- _Exercise requirements_
Print the listing in its entirety and exactly, leaving out images.

[Stored data entries]
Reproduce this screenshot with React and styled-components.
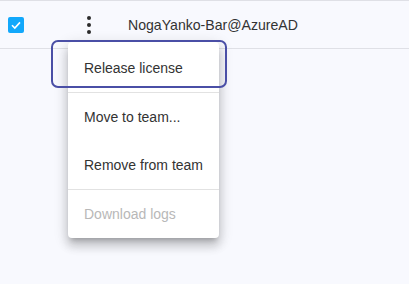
import { createGlobalStyle, styled } from 'styled-components';

const GlobalStyle = createGlobalStyle`
  html, body {
    margin: 0;
    padding: 0;
    background: #f8f9fe;
    font-family: 'Liberation Sans', Arial, sans-serif;
  }
`;

const App = () => {
  return (
    <Page>
      <GlobalStyle />
      <Row>
        <Checkbox>
          <svg width="12" height="12" viewBox="0 0 12 12">
            <path d="M2 6.2 L4.8 9 L10 3.4" fill="none" stroke="#fff" strokeWidth="1.6" />
          </svg>
        </Checkbox>
        <Kebab>
          <Dot />
          <Dot />
          <Dot />
        </Kebab>
        <UserName>NogaYanko-Bar@AzureAD</UserName>
      </Row>
      <Menu>
        <Item>Release license</Item>
        <Divider />
        <Item>Move to team...</Item>
        <Item>Remove from team</Item>
        <Divider />
        <Item disabled>Download logs</Item>
      </Menu>
      <FocusRing />
    </Page>
  );
};

export default App;

const Page = styled.div`
  position: relative;
  width: 409px;
  height: 284px;
  overflow: hidden;
  background: #f8f9fe;
`;

const Row = styled.div`
  display: flex;
  align-items: center;
  height: 47px;
  border-top: 1px solid #dfe0e6;
  border-bottom: 1px solid #dfe0e6;
`;

const Checkbox = styled.div`
  display: flex;
  align-items: center;
  justify-content: center;
  width: 16px;
  height: 16px;
  margin-left: 8px;
  border-radius: 2px;
  background: #12a8fb;
`;

const Kebab = styled.div`
  display: flex;
  flex-direction: column;
  gap: 3px;
  margin-left: 63px;
  margin-top: 1px;
  width: 4px;
`;

const Dot = styled.span`
  width: 4px;
  height: 4px;
  border-radius: 50%;
  background: #2b2b2b;
`;

const UserName = styled.span`
  margin-left: 37px;
  font-size: 14.1px;
  color: #333;
`;

const Menu = styled.div`
  position: absolute;
  left: 68px;
  top: 42px;
  width: 151px;
  padding-top: 2px;
  background: #fff;
  border-radius: 4px;
  box-shadow: 0px 5px 5px -3px rgba(0, 0, 0, 0.2), 0px 8px 10px 1px rgba(0, 0, 0, 0.14),
    0px 3px 14px 2px rgba(0, 0, 0, 0.12);
`;

const Item = styled.div`
  display: flex;
  align-items: center;
  height: 48px;
  padding-left: 16px;
  font-size: 14px;
  color: ${({ disabled }) => (disabled ? '#b8b8b8' : '#333')};
`;

const Divider = styled.div`
  height: 1px;
  background: #e2e2e2;
`;

const FocusRing = styled.div`
  position: absolute;
  left: 51px;
  top: 40px;
  width: 172px;
  height: 44px;
  border: 2px solid #4a4fa6;
  border-radius: 7px;
  pointer-events: none;
`;
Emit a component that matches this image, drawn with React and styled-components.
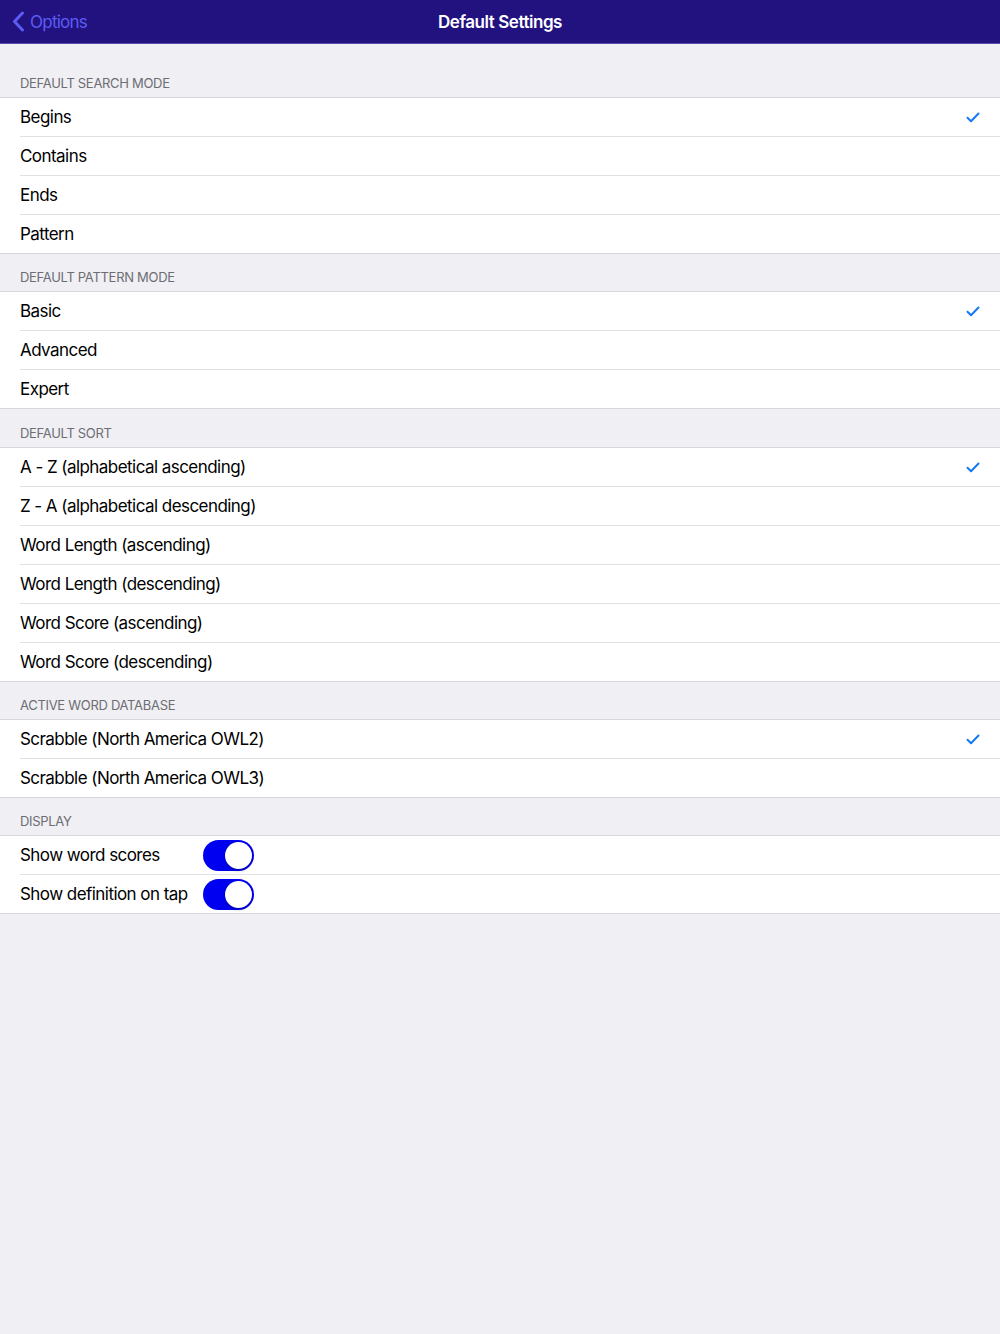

- _Response to the exercise_
Reproduce this screenshot with React and styled-components.
import { createGlobalStyle, styled } from 'styled-components';

const GlobalStyle = createGlobalStyle`
  html, body {
    margin: 0;
    padding: 0;
    background: #f8f9fe;
    font-family: 'Liberation Sans', Arial, sans-serif;
  }
`;

const App = () => {
  return (
    <Page>
      <GlobalStyle />
      <Row>
        <Checkbox>
          <svg width="12" height="12" viewBox="0 0 12 12">
            <path d="M2 6.2 L4.8 9 L10 3.4" fill="none" stroke="#fff" strokeWidth="1.6" />
          </svg>
        </Checkbox>
        <Kebab>
          <Dot />
          <Dot />
          <Dot />
        </Kebab>
        <UserName>NogaYanko-Bar@AzureAD</UserName>
      </Row>
      <Menu>
        <Item>Release license</Item>
        <Divider />
        <Item>Move to team...</Item>
        <Item>Remove from team</Item>
        <Divider />
        <Item disabled>Download logs</Item>
      </Menu>
      <FocusRing />
    </Page>
  );
};

export default App;

const Page = styled.div`
  position: relative;
  width: 409px;
  height: 284px;
  overflow: hidden;
  background: #f8f9fe;
`;

const Row = styled.div`
  display: flex;
  align-items: center;
  height: 47px;
  border-top: 1px solid #dfe0e6;
  border-bottom: 1px solid #dfe0e6;
`;

const Checkbox = styled.div`
  display: flex;
  align-items: center;
  justify-content: center;
  width: 16px;
  height: 16px;
  margin-left: 8px;
  border-radius: 2px;
  background: #12a8fb;
`;

const Kebab = styled.div`
  display: flex;
  flex-direction: column;
  gap: 3px;
  margin-left: 63px;
  margin-top: 1px;
  width: 4px;
`;

const Dot = styled.span`
  width: 4px;
  height: 4px;
  border-radius: 50%;
  background: #2b2b2b;
`;

const UserName = styled.span`
  margin-left: 37px;
  font-size: 14.1px;
  color: #333;
`;

const Menu = styled.div`
  position: absolute;
  left: 68px;
  top: 42px;
  width: 151px;
  padding-top: 2px;
  background: #fff;
  border-radius: 4px;
  box-shadow: 0px 5px 5px -3px rgba(0, 0, 0, 0.2), 0px 8px 10px 1px rgba(0, 0, 0, 0.14),
    0px 3px 14px 2px rgba(0, 0, 0, 0.12);
`;

const Item = styled.div`
  display: flex;
  align-items: center;
  height: 48px;
  padding-left: 16px;
  font-size: 14px;
  color: ${({ disabled }) => (disabled ? '#b8b8b8' : '#333')};
`;

const Divider = styled.div`
  height: 1px;
  background: #e2e2e2;
`;

const FocusRing = styled.div`
  position: absolute;
  left: 51px;
  top: 40px;
  width: 172px;
  height: 44px;
  border: 2px solid #4a4fa6;
  border-radius: 7px;
  pointer-events: none;
`;
Emit a component that matches this image, drawn with React and styled-components.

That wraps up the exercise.